[WHAT NEEDS TO BE DONE] Quote all lines below exactly. Images stay out.

[SUPPLIED DATA]
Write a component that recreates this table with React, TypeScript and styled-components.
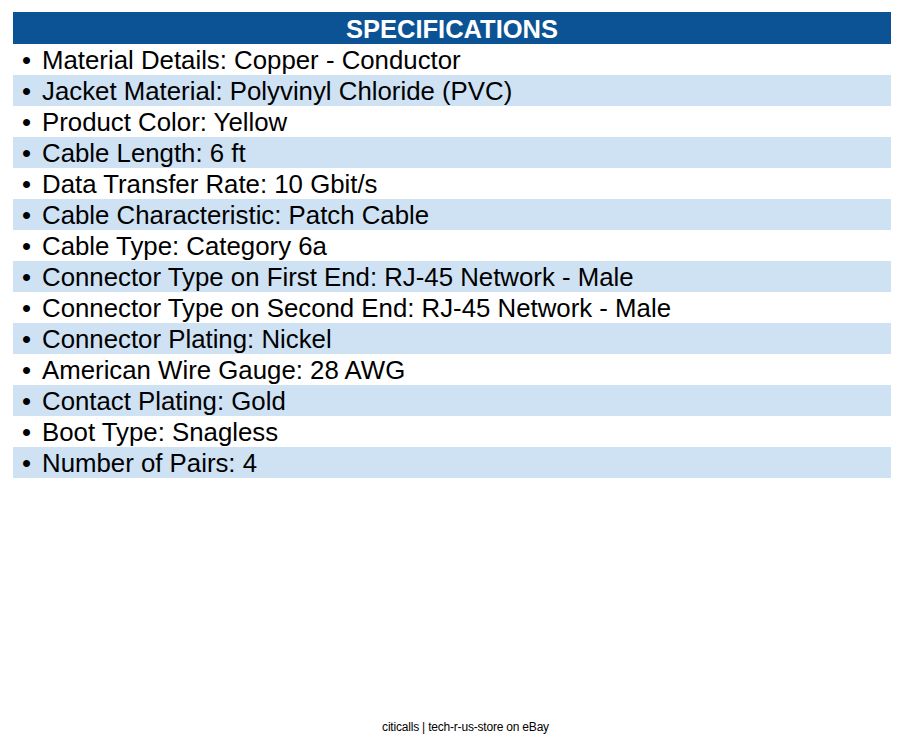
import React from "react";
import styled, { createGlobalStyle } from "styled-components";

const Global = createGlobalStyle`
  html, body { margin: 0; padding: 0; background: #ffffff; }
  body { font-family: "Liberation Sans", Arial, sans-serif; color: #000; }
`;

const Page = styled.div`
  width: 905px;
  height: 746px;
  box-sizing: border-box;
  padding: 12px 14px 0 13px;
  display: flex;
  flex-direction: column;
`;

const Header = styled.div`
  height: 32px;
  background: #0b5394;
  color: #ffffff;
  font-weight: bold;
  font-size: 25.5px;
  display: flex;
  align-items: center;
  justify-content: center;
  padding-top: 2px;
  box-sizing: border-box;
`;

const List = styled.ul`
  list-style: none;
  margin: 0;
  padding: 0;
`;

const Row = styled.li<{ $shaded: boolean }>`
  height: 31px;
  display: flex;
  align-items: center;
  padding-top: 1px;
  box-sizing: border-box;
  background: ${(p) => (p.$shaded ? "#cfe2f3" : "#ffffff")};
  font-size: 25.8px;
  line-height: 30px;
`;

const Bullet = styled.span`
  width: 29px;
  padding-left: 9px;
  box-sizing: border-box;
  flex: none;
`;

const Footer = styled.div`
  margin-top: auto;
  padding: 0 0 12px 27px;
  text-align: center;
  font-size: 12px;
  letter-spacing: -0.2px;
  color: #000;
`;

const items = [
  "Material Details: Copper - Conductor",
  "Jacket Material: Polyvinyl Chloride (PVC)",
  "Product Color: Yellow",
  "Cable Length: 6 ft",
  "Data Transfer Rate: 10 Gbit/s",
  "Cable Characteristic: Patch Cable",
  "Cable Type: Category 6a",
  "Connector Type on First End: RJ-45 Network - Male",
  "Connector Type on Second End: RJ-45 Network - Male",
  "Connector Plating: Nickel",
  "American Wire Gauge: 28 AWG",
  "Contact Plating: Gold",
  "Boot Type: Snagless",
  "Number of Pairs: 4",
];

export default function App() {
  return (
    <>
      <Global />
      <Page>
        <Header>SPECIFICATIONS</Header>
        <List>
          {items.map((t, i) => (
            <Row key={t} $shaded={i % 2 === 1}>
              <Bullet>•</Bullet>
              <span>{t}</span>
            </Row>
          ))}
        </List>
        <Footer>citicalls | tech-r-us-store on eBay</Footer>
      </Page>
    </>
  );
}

[FINAL RESULT]
Write a component that recreates this table with React, TypeScript and styled-components.
import React from "react";
import styled, { createGlobalStyle } from "styled-components";

const Global = createGlobalStyle`
  html, body { margin: 0; padding: 0; background: #ffffff; }
  body { font-family: "Liberation Sans", Arial, sans-serif; color: #000; }
`;

const Page = styled.div`
  width: 905px;
  height: 746px;
  box-sizing: border-box;
  padding: 12px 14px 0 13px;
  display: flex;
  flex-direction: column;
`;

const Header = styled.div`
  height: 32px;
  background: #0b5394;
  color: #ffffff;
  font-weight: bold;
  font-size: 25.5px;
  display: flex;
  align-items: center;
  justify-content: center;
  padding-top: 2px;
  box-sizing: border-box;
`;

const List = styled.ul`
  list-style: none;
  margin: 0;
  padding: 0;
`;

const Row = styled.li<{ $shaded: boolean }>`
  height: 31px;
  display: flex;
  align-items: center;
  padding-top: 1px;
  box-sizing: border-box;
  background: ${(p) => (p.$shaded ? "#cfe2f3" : "#ffffff")};
  font-size: 25.8px;
  line-height: 30px;
`;

const Bullet = styled.span`
  width: 29px;
  padding-left: 9px;
  box-sizing: border-box;
  flex: none;
`;

const Footer = styled.div`
  margin-top: auto;
  padding: 0 0 12px 27px;
  text-align: center;
  font-size: 12px;
  letter-spacing: -0.2px;
  color: #000;
`;

const items = [
  "Material Details: Copper - Conductor",
  "Jacket Material: Polyvinyl Chloride (PVC)",
  "Product Color: Yellow",
  "Cable Length: 6 ft",
  "Data Transfer Rate: 10 Gbit/s",
  "Cable Characteristic: Patch Cable",
  "Cable Type: Category 6a",
  "Connector Type on First End: RJ-45 Network - Male",
  "Connector Type on Second End: RJ-45 Network - Male",
  "Connector Plating: Nickel",
  "American Wire Gauge: 28 AWG",
  "Contact Plating: Gold",
  "Boot Type: Snagless",
  "Number of Pairs: 4",
];

export default function App() {
  return (
    <>
      <Global />
      <Page>
        <Header>SPECIFICATIONS</Header>
        <List>
          {items.map((t, i) => (
            <Row key={t} $shaded={i % 2 === 1}>
              <Bullet>•</Bullet>
              <span>{t}</span>
            </Row>
          ))}
        </List>
        <Footer>citicalls | tech-r-us-store on eBay</Footer>
      </Page>
    </>
  );
}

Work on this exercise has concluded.